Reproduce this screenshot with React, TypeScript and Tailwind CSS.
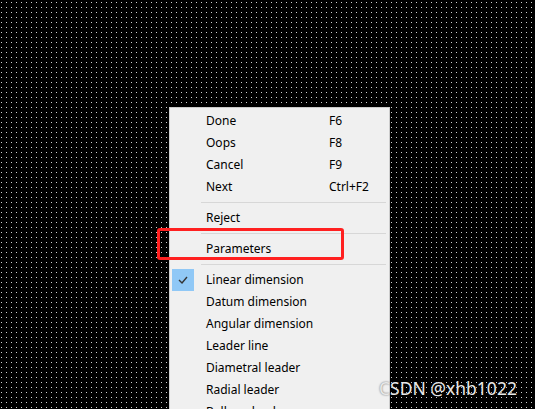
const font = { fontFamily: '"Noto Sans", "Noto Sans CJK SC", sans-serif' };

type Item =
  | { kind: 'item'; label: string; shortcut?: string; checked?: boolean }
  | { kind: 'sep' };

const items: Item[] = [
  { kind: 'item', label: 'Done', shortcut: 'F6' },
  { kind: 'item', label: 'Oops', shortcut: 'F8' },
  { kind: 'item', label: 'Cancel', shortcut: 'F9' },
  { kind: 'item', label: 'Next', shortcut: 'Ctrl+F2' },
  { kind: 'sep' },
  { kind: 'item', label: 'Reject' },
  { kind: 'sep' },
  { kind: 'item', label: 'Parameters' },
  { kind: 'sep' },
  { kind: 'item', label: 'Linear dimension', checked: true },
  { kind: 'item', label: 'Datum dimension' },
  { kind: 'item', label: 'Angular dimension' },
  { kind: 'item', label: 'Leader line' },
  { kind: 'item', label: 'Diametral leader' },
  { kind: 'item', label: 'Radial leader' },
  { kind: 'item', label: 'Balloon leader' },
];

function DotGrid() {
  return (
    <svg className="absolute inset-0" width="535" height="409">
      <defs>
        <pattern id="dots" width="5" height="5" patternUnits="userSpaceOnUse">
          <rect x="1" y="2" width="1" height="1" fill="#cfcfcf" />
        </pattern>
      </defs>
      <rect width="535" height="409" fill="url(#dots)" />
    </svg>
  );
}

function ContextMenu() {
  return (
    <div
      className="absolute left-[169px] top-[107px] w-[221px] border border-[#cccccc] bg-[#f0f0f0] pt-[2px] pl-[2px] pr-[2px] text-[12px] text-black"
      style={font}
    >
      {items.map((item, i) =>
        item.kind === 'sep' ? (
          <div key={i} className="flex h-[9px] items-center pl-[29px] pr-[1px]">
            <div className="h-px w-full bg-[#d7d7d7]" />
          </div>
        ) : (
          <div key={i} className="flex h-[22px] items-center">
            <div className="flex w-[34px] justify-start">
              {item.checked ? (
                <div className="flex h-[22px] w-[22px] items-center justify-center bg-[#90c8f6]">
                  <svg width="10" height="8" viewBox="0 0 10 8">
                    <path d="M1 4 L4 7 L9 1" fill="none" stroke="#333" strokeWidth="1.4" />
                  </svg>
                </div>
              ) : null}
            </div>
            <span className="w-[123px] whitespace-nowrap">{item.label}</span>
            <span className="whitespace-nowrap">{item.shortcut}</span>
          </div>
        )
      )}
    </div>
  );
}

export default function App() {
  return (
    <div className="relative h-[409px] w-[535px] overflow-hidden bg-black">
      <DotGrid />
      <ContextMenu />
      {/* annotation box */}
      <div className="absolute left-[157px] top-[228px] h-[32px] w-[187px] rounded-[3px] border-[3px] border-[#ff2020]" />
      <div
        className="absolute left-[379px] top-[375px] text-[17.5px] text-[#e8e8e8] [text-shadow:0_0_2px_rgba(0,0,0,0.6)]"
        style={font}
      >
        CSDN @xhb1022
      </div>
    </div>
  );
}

# Directions
All of the material above needs to be restated exactly, with no pictures.

# The completed task
Reproduce this screenshot with React, TypeScript and Tailwind CSS.
const font = { fontFamily: '"Noto Sans", "Noto Sans CJK SC", sans-serif' };

type Item =
  | { kind: 'item'; label: string; shortcut?: string; checked?: boolean }
  | { kind: 'sep' };

const items: Item[] = [
  { kind: 'item', label: 'Done', shortcut: 'F6' },
  { kind: 'item', label: 'Oops', shortcut: 'F8' },
  { kind: 'item', label: 'Cancel', shortcut: 'F9' },
  { kind: 'item', label: 'Next', shortcut: 'Ctrl+F2' },
  { kind: 'sep' },
  { kind: 'item', label: 'Reject' },
  { kind: 'sep' },
  { kind: 'item', label: 'Parameters' },
  { kind: 'sep' },
  { kind: 'item', label: 'Linear dimension', checked: true },
  { kind: 'item', label: 'Datum dimension' },
  { kind: 'item', label: 'Angular dimension' },
  { kind: 'item', label: 'Leader line' },
  { kind: 'item', label: 'Diametral leader' },
  { kind: 'item', label: 'Radial leader' },
  { kind: 'item', label: 'Balloon leader' },
];

function DotGrid() {
  return (
    <svg className="absolute inset-0" width="535" height="409">
      <defs>
        <pattern id="dots" width="5" height="5" patternUnits="userSpaceOnUse">
          <rect x="1" y="2" width="1" height="1" fill="#cfcfcf" />
        </pattern>
      </defs>
      <rect width="535" height="409" fill="url(#dots)" />
    </svg>
  );
}

function ContextMenu() {
  return (
    <div
      className="absolute left-[169px] top-[107px] w-[221px] border border-[#cccccc] bg-[#f0f0f0] pt-[2px] pl-[2px] pr-[2px] text-[12px] text-black"
      style={font}
    >
      {items.map((item, i) =>
        item.kind === 'sep' ? (
          <div key={i} className="flex h-[9px] items-center pl-[29px] pr-[1px]">
            <div className="h-px w-full bg-[#d7d7d7]" />
          </div>
        ) : (
          <div key={i} className="flex h-[22px] items-center">
            <div className="flex w-[34px] justify-start">
              {item.checked ? (
                <div className="flex h-[22px] w-[22px] items-center justify-center bg-[#90c8f6]">
                  <svg width="10" height="8" viewBox="0 0 10 8">
                    <path d="M1 4 L4 7 L9 1" fill="none" stroke="#333" strokeWidth="1.4" />
                  </svg>
                </div>
              ) : null}
            </div>
            <span className="w-[123px] whitespace-nowrap">{item.label}</span>
            <span className="whitespace-nowrap">{item.shortcut}</span>
          </div>
        )
      )}
    </div>
  );
}

export default function App() {
  return (
    <div className="relative h-[409px] w-[535px] overflow-hidden bg-black">
      <DotGrid />
      <ContextMenu />
      {/* annotation box */}
      <div className="absolute left-[157px] top-[228px] h-[32px] w-[187px] rounded-[3px] border-[3px] border-[#ff2020]" />
      <div
        className="absolute left-[379px] top-[375px] text-[17.5px] text-[#e8e8e8] [text-shadow:0_0_2px_rgba(0,0,0,0.6)]"
        style={font}
      >
        CSDN @xhb1022
      </div>
    </div>
  );
}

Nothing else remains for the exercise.